[START OF Data extract]

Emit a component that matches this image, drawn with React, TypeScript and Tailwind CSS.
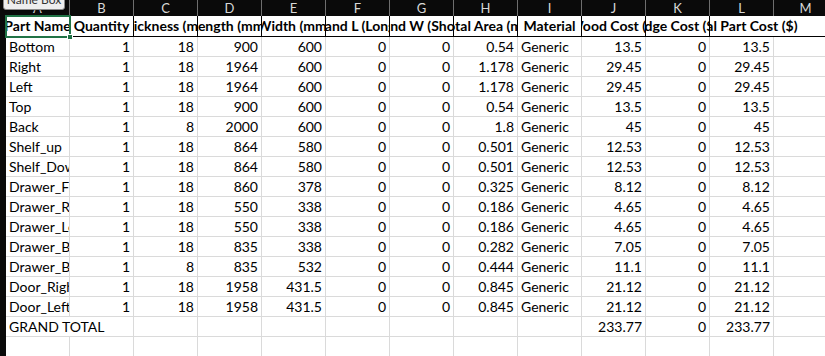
const COLS = ['A', 'B', 'C', 'D', 'E', 'F', 'G', 'H', 'I', 'J', 'K', 'L', 'M']

const HEADERS = [
  'Part Name',
  'Quantity',
  'Thickness (mm)',
  'Length (mm)',
  'Width (mm)',
  'Band L (Long)',
  'Band W (Short)',
  'Total Area (m²)',
  'Material',
  'Wood Cost ($)',
  'Edge Cost ($)',
  'Total Part Cost ($)',
]

type Row = [string, number, number, number, number, number, number, number, string, number, number, number]

const ROWS: Row[] = [
  ['Bottom', 1, 18, 900, 600, 0, 0, 0.54, 'Generic', 13.5, 0, 13.5],
  ['Right', 1, 18, 1964, 600, 0, 0, 1.178, 'Generic', 29.45, 0, 29.45],
  ['Left', 1, 18, 1964, 600, 0, 0, 1.178, 'Generic', 29.45, 0, 29.45],
  ['Top', 1, 18, 900, 600, 0, 0, 0.54, 'Generic', 13.5, 0, 13.5],
  ['Back', 1, 8, 2000, 600, 0, 0, 1.8, 'Generic', 45, 0, 45],
  ['Shelf_up', 1, 18, 864, 580, 0, 0, 0.501, 'Generic', 12.53, 0, 12.53],
  ['Shelf_Down', 1, 18, 864, 580, 0, 0, 0.501, 'Generic', 12.53, 0, 12.53],
  ['Drawer_Front', 1, 18, 860, 378, 0, 0, 0.325, 'Generic', 8.12, 0, 8.12],
  ['Drawer_Right', 1, 18, 550, 338, 0, 0, 0.186, 'Generic', 4.65, 0, 4.65],
  ['Drawer_Left', 1, 18, 550, 338, 0, 0, 0.186, 'Generic', 4.65, 0, 4.65],
  ['Drawer_Back', 1, 18, 835, 338, 0, 0, 0.282, 'Generic', 7.05, 0, 7.05],
  ['Drawer_Bottom', 1, 8, 835, 532, 0, 0, 0.444, 'Generic', 11.1, 0, 11.1],
  ['Door_Right', 1, 18, 1958, 431.5, 0, 0, 0.845, 'Generic', 21.12, 0, 21.12],
  ['Door_Left', 1, 18, 1958, 431.5, 0, 0, 0.845, 'Generic', 21.12, 0, 21.12],
]

const cell = 'h-full w-[64px] shrink-0 overflow-hidden whitespace-nowrap border-r border-b border-[#dadada] px-[3px]'

function DataRow({ row }: { row: Row }) {
  return (
    <div className="flex h-[20px]">
      {row.map((value, i) => (
        <div key={i} className={`${cell} ${typeof value === 'number' ? 'text-right' : 'text-left'}`}>{value}</div>
      ))}
      <div className={cell} />
    </div>
  )
}

export default function App() {
  return (
    <div className="relative h-[356px] w-[825px] overflow-hidden bg-white text-[14px] leading-[20px] text-black" style={{ fontFamily: 'Lato, "Liberation Sans", sans-serif' }}>
      {/* column letters */}
      <div className="flex h-[16px] bg-[#0a0a0a]">
        <div className="w-[6px] shrink-0" />
        {COLS.map((c) => (
          <div key={c} className="flex h-full w-[64px] shrink-0 items-center justify-center border-r border-[#6e6e6e] text-[13px] leading-none text-[#d8d8d8]">{c}</div>
        ))}
      </div>

      <div className="flex">
        <div className="w-[6px] shrink-0 self-stretch bg-[#0a0a0a]" />
        <div className="flex flex-col">
          {/* header row */}
          <div className="flex h-[21px] border-b border-black font-bold">
            {HEADERS.map((h, i) => (
              <div
                key={h}
                className={`flex h-full w-[64px] shrink-0 justify-center whitespace-nowrap ${i === HEADERS.length - 1 ? '[clip-path:inset(0_-80px_0_0)]' : 'overflow-hidden border-r border-black'}`}
              >
                <span>{h}</span>
              </div>
            ))}
            <div className="h-full w-[64px] shrink-0" />
          </div>

          {ROWS.map((row) => (
            <DataRow key={row[0]} row={row} />
          ))}

          {/* grand total */}
          <div className="flex h-[20px]">
            <div className="h-full w-[128px] shrink-0 whitespace-nowrap border-r border-b border-[#dadada] px-[3px]">GRAND TOTAL</div>
            {Array.from({ length: 7 }).map((_, i) => (
              <div key={i} className={cell} />
            ))}
            <div className={`${cell} text-right`}>233.77</div>
            <div className={`${cell} text-right`}>0</div>
            <div className={`${cell} text-right`}>233.77</div>
            <div className={cell} />
          </div>
          <div className="flex h-[20px]">
            {COLS.map((c) => (
              <div key={c} className={cell} />
            ))}
          </div>
        </div>
      </div>

      {/* active cell selection */}
      <div className="absolute left-[5px] top-[15px] h-[23px] w-[66px] border-2 border-[#217346]">
        <div className="absolute -bottom-[4px] -right-[4px] h-[6px] w-[6px] border border-white bg-[#217346]" />
      </div>

      {/* name box tooltip */}
      <div className="absolute -top-[14px] left-[3px] flex h-[24px] w-[62px] items-end justify-center rounded-[3px] border border-[#8a8a8a] bg-[#eeeeee] pb-[3px] text-[12px] leading-none text-[#333] shadow-[0_1px_2px_rgba(0,0,0,0.3)]">
        Name Box
      </div>
    </div>
  )
}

[END OF Data extract]

• Given task: Keep the pictures out of the copy and return the rest of the data above exactly.

• Solution to this task:
Emit a component that matches this image, drawn with React, TypeScript and Tailwind CSS.
const COLS = ['A', 'B', 'C', 'D', 'E', 'F', 'G', 'H', 'I', 'J', 'K', 'L', 'M']

const HEADERS = [
  'Part Name',
  'Quantity',
  'Thickness (mm)',
  'Length (mm)',
  'Width (mm)',
  'Band L (Long)',
  'Band W (Short)',
  'Total Area (m²)',
  'Material',
  'Wood Cost ($)',
  'Edge Cost ($)',
  'Total Part Cost ($)',
]

type Row = [string, number, number, number, number, number, number, number, string, number, number, number]

const ROWS: Row[] = [
  ['Bottom', 1, 18, 900, 600, 0, 0, 0.54, 'Generic', 13.5, 0, 13.5],
  ['Right', 1, 18, 1964, 600, 0, 0, 1.178, 'Generic', 29.45, 0, 29.45],
  ['Left', 1, 18, 1964, 600, 0, 0, 1.178, 'Generic', 29.45, 0, 29.45],
  ['Top', 1, 18, 900, 600, 0, 0, 0.54, 'Generic', 13.5, 0, 13.5],
  ['Back', 1, 8, 2000, 600, 0, 0, 1.8, 'Generic', 45, 0, 45],
  ['Shelf_up', 1, 18, 864, 580, 0, 0, 0.501, 'Generic', 12.53, 0, 12.53],
  ['Shelf_Down', 1, 18, 864, 580, 0, 0, 0.501, 'Generic', 12.53, 0, 12.53],
  ['Drawer_Front', 1, 18, 860, 378, 0, 0, 0.325, 'Generic', 8.12, 0, 8.12],
  ['Drawer_Right', 1, 18, 550, 338, 0, 0, 0.186, 'Generic', 4.65, 0, 4.65],
  ['Drawer_Left', 1, 18, 550, 338, 0, 0, 0.186, 'Generic', 4.65, 0, 4.65],
  ['Drawer_Back', 1, 18, 835, 338, 0, 0, 0.282, 'Generic', 7.05, 0, 7.05],
  ['Drawer_Bottom', 1, 8, 835, 532, 0, 0, 0.444, 'Generic', 11.1, 0, 11.1],
  ['Door_Right', 1, 18, 1958, 431.5, 0, 0, 0.845, 'Generic', 21.12, 0, 21.12],
  ['Door_Left', 1, 18, 1958, 431.5, 0, 0, 0.845, 'Generic', 21.12, 0, 21.12],
]

const cell = 'h-full w-[64px] shrink-0 overflow-hidden whitespace-nowrap border-r border-b border-[#dadada] px-[3px]'

function DataRow({ row }: { row: Row }) {
  return (
    <div className="flex h-[20px]">
      {row.map((value, i) => (
        <div key={i} className={`${cell} ${typeof value === 'number' ? 'text-right' : 'text-left'}`}>{value}</div>
      ))}
      <div className={cell} />
    </div>
  )
}

export default function App() {
  return (
    <div className="relative h-[356px] w-[825px] overflow-hidden bg-white text-[14px] leading-[20px] text-black" style={{ fontFamily: 'Lato, "Liberation Sans", sans-serif' }}>
      {/* column letters */}
      <div className="flex h-[16px] bg-[#0a0a0a]">
        <div className="w-[6px] shrink-0" />
        {COLS.map((c) => (
          <div key={c} className="flex h-full w-[64px] shrink-0 items-center justify-center border-r border-[#6e6e6e] text-[13px] leading-none text-[#d8d8d8]">{c}</div>
        ))}
      </div>

      <div className="flex">
        <div className="w-[6px] shrink-0 self-stretch bg-[#0a0a0a]" />
        <div className="flex flex-col">
          {/* header row */}
          <div className="flex h-[21px] border-b border-black font-bold">
            {HEADERS.map((h, i) => (
              <div
                key={h}
                className={`flex h-full w-[64px] shrink-0 justify-center whitespace-nowrap ${i === HEADERS.length - 1 ? '[clip-path:inset(0_-80px_0_0)]' : 'overflow-hidden border-r border-black'}`}
              >
                <span>{h}</span>
              </div>
            ))}
            <div className="h-full w-[64px] shrink-0" />
          </div>

          {ROWS.map((row) => (
            <DataRow key={row[0]} row={row} />
          ))}

          {/* grand total */}
          <div className="flex h-[20px]">
            <div className="h-full w-[128px] shrink-0 whitespace-nowrap border-r border-b border-[#dadada] px-[3px]">GRAND TOTAL</div>
            {Array.from({ length: 7 }).map((_, i) => (
              <div key={i} className={cell} />
            ))}
            <div className={`${cell} text-right`}>233.77</div>
            <div className={`${cell} text-right`}>0</div>
            <div className={`${cell} text-right`}>233.77</div>
            <div className={cell} />
          </div>
          <div className="flex h-[20px]">
            {COLS.map((c) => (
              <div key={c} className={cell} />
            ))}
          </div>
        </div>
      </div>

      {/* active cell selection */}
      <div className="absolute left-[5px] top-[15px] h-[23px] w-[66px] border-2 border-[#217346]">
        <div className="absolute -bottom-[4px] -right-[4px] h-[6px] w-[6px] border border-white bg-[#217346]" />
      </div>

      {/* name box tooltip */}
      <div className="absolute -top-[14px] left-[3px] flex h-[24px] w-[62px] items-end justify-center rounded-[3px] border border-[#8a8a8a] bg-[#eeeeee] pb-[3px] text-[12px] leading-none text-[#333] shadow-[0_1px_2px_rgba(0,0,0,0.3)]">
        Name Box
      </div>
    </div>
  )
}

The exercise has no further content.